Cluster	% of Riders	Example (2019)
Sprinter	9%	Caleb Ewan
Climber	8%	Egan Bernal
Puncheur	11%	Alberto Bettiol
Climbing helper	19%	Marc Soler
Sprint train	20%	Max Richeze
Domestique	34%	Luke Rowe

So about 28% of riders fit into one of the three leader clusters, another 39% in the two specialized helper clusters, and 34% in the more generic domestique cluster. Said more clearly, in an eight man grand tour team you’ll normally have two protected riders, three specialized helpers, and three less specialized domestiques.

Visualizing Clusters

This visual lays out how this looks at the team level with colors denoting clusters, % of races as leader on x-axis, and parcours fit on y-axis. Below is Bora Hansgrohe – one of the most successful teams in the World Tour in 2019.

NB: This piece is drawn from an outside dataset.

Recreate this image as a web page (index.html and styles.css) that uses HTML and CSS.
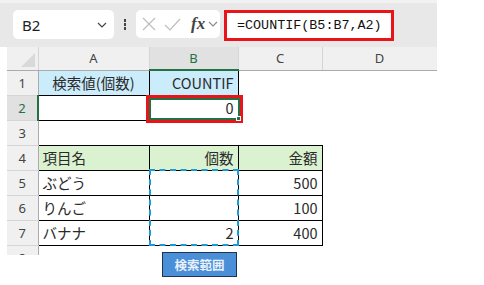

They had three primary sprinters in 2019 who are clustered on the lower right and two climbers in the upper right. They have a number of puncheurs of whom Max Schachmann is the prime example. The clustering isn’t perfect here; Formolo is more of a climbing helper and Postlberger is more involved in the sprint train, but because of the mixed roles they get classified here. Muhlberger is certainly a climbing helper though. In the bottom left are numerous support riders of which Schwarzmann, Archbold, Burghardt, and Selig are seen as sprint train and most of the rest are domestiques. You can argue Bodnar and Oss are more likely sprint train than not (and Oss is clustered with sprint train for 2017, 2018, and 2020).

In general though, these plots give a strong overview of which roles riders are fulfilling in a team for a given season.

A generic plot of where all riders fell in 2019 is below.

Applications

This clustering has numerous applications like:

1. does having more sprint train domestiques predict more success for sprinters / same for climbers and their helpers?
2. how does power output differ across clusters on different stage types?
3. which types of riders are most successful on different parcours?
4. which teams are most and least balanced (high or low percentage of riders as leader clusters vs helper clusters)?